> Data block

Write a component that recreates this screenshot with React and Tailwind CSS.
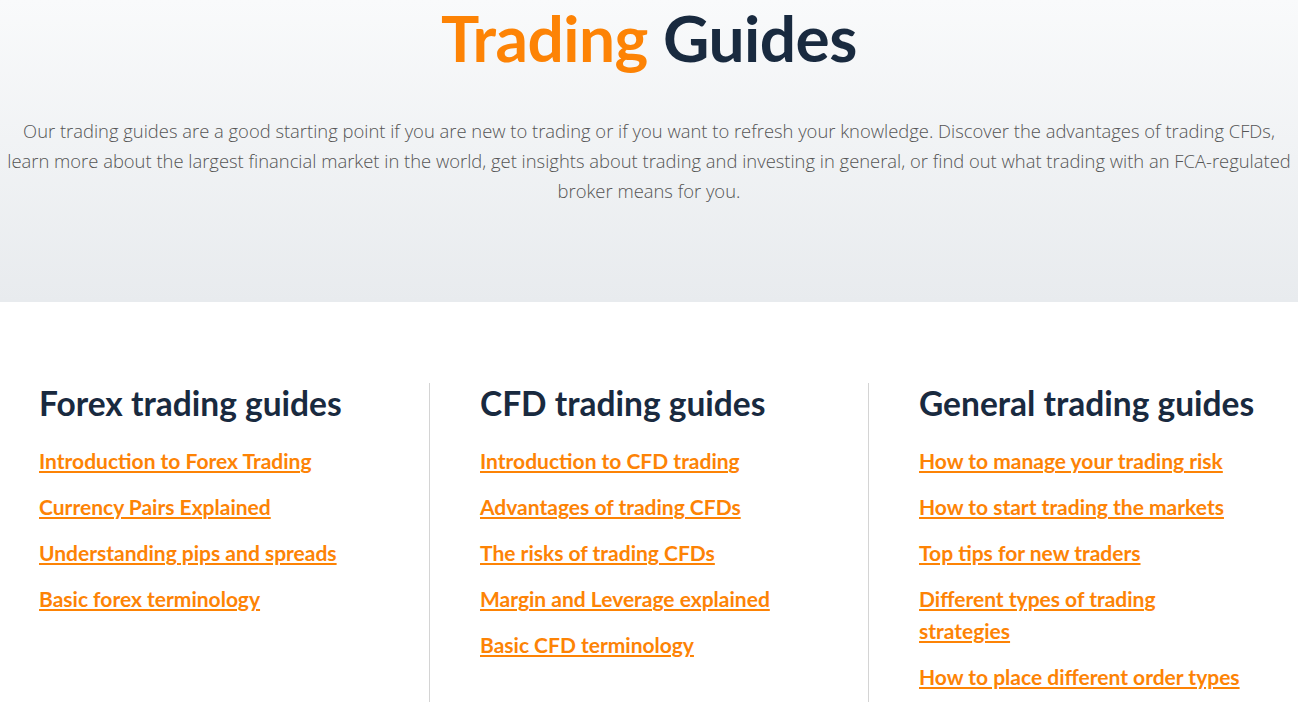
export default function App() {
  const head = { fontFamily: "Lato, 'Noto Sans', sans-serif" };
  const body = { fontFamily: "'Open Sans', Lato, sans-serif" };
  const cols = [
    {
      title: "Forex trading guides",
      links: [
        "Introduction to Forex Trading",
        "Currency Pairs Explained",
        "Understanding pips and spreads",
        "Basic forex terminology",
      ],
    },
    {
      title: "CFD trading guides",
      links: [
        "Introduction to CFD trading",
        "Advantages of trading CFDs",
        "The risks of trading CFDs",
        "Margin and Leverage explained",
        "Basic CFD terminology",
      ],
    },
    {
      title: "General trading guides",
      links: [
        "How to manage your trading risk",
        "How to start trading the markets",
        "Top tips for new traders",
        ["Different types of trading", "strategies"],
        "How to place different order types",
      ],
    },
  ];
  return (
    <div className="w-[1298px] h-[702px] overflow-hidden bg-white">
      <section className="h-[302px] bg-gradient-to-b from-[#f9fafb] to-[#e8ebee] flex flex-col items-center">
        <h1
          style={head}
          className="mt-[2px] text-[64px] leading-[72px] font-bold tracking-[-0.5px]"
        >
          <span className="text-[#fd8305]">Trading</span>{" "}
          <span className="text-[#192a3f]">Guides</span>
        </h1>
        <p
          style={body}
          className="mt-[42px] text-[18.4px] leading-[30px] font-light text-[#555555] text-center whitespace-nowrap"
        >
          Our trading guides are a good starting point if you are new to trading or if you want to refresh your knowledge. Discover the advantages of trading CFDs,
          <br />
          learn more about the largest financial market in the world, get insights about trading and investing in general, or find out what trading with an FCA-regulated
          <br />
          broker means for you.
        </p>
      </section>
      <section className="pt-[81px] flex">
        {cols.map((c, i) => (
          <div
            key={c.title}
            className={
              i === 0
                ? "w-[429px] pl-[39px] pr-[20px]"
                : i === 1
                ? "w-[439px] pl-[50px] pr-[20px] border-l border-[#d4d4d4]"
                : "flex-1 pl-[50px] pr-[10px] border-l border-[#d4d4d4]"
            }
          >
            <h2
              style={head}
              className="text-[33.5px] leading-[40px] font-bold text-[#192a3f] whitespace-nowrap"
            >
              {c.title}
            </h2>
            <ul className="mt-[22px] flex flex-col gap-[14px] pb-[30px]">
              {c.links.map((l, j) => (
                <li key={j}>
                  <a
                    href="#"
                    style={head}
                    className="text-[21px] leading-[32px] font-bold text-[#fd8305] underline decoration-2 underline-offset-[2px]"
                  >
                    {Array.isArray(l) ? (
                      <>
                        {l[0]}
                        <br />
                        {l[1]}
                      </>
                    ) : (
                      l
                    )}
                  </a>
                </li>
              ))}
            </ul>
          </div>
        ))}
      </section>
    </div>
  );
}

> Task to complete
Every line of the data should be copied as it stands, without the images.

> Correct answer
Write a component that recreates this screenshot with React and Tailwind CSS.
export default function App() {
  const head = { fontFamily: "Lato, 'Noto Sans', sans-serif" };
  const body = { fontFamily: "'Open Sans', Lato, sans-serif" };
  const cols = [
    {
      title: "Forex trading guides",
      links: [
        "Introduction to Forex Trading",
        "Currency Pairs Explained",
        "Understanding pips and spreads",
        "Basic forex terminology",
      ],
    },
    {
      title: "CFD trading guides",
      links: [
        "Introduction to CFD trading",
        "Advantages of trading CFDs",
        "The risks of trading CFDs",
        "Margin and Leverage explained",
        "Basic CFD terminology",
      ],
    },
    {
      title: "General trading guides",
      links: [
        "How to manage your trading risk",
        "How to start trading the markets",
        "Top tips for new traders",
        ["Different types of trading", "strategies"],
        "How to place different order types",
      ],
    },
  ];
  return (
    <div className="w-[1298px] h-[702px] overflow-hidden bg-white">
      <section className="h-[302px] bg-gradient-to-b from-[#f9fafb] to-[#e8ebee] flex flex-col items-center">
        <h1
          style={head}
          className="mt-[2px] text-[64px] leading-[72px] font-bold tracking-[-0.5px]"
        >
          <span className="text-[#fd8305]">Trading</span>{" "}
          <span className="text-[#192a3f]">Guides</span>
        </h1>
        <p
          style={body}
          className="mt-[42px] text-[18.4px] leading-[30px] font-light text-[#555555] text-center whitespace-nowrap"
        >
          Our trading guides are a good starting point if you are new to trading or if you want to refresh your knowledge. Discover the advantages of trading CFDs,
          <br />
          learn more about the largest financial market in the world, get insights about trading and investing in general, or find out what trading with an FCA-regulated
          <br />
          broker means for you.
        </p>
      </section>
      <section className="pt-[81px] flex">
        {cols.map((c, i) => (
          <div
            key={c.title}
            className={
              i === 0
                ? "w-[429px] pl-[39px] pr-[20px]"
                : i === 1
                ? "w-[439px] pl-[50px] pr-[20px] border-l border-[#d4d4d4]"
                : "flex-1 pl-[50px] pr-[10px] border-l border-[#d4d4d4]"
            }
          >
            <h2
              style={head}
              className="text-[33.5px] leading-[40px] font-bold text-[#192a3f] whitespace-nowrap"
            >
              {c.title}
            </h2>
            <ul className="mt-[22px] flex flex-col gap-[14px] pb-[30px]">
              {c.links.map((l, j) => (
                <li key={j}>
                  <a
                    href="#"
                    style={head}
                    className="text-[21px] leading-[32px] font-bold text-[#fd8305] underline decoration-2 underline-offset-[2px]"
                  >
                    {Array.isArray(l) ? (
                      <>
                        {l[0]}
                        <br />
                        {l[1]}
                      </>
                    ) : (
                      l
                    )}
                  </a>
                </li>
              ))}
            </ul>
          </div>
        ))}
      </section>
    </div>
  );
}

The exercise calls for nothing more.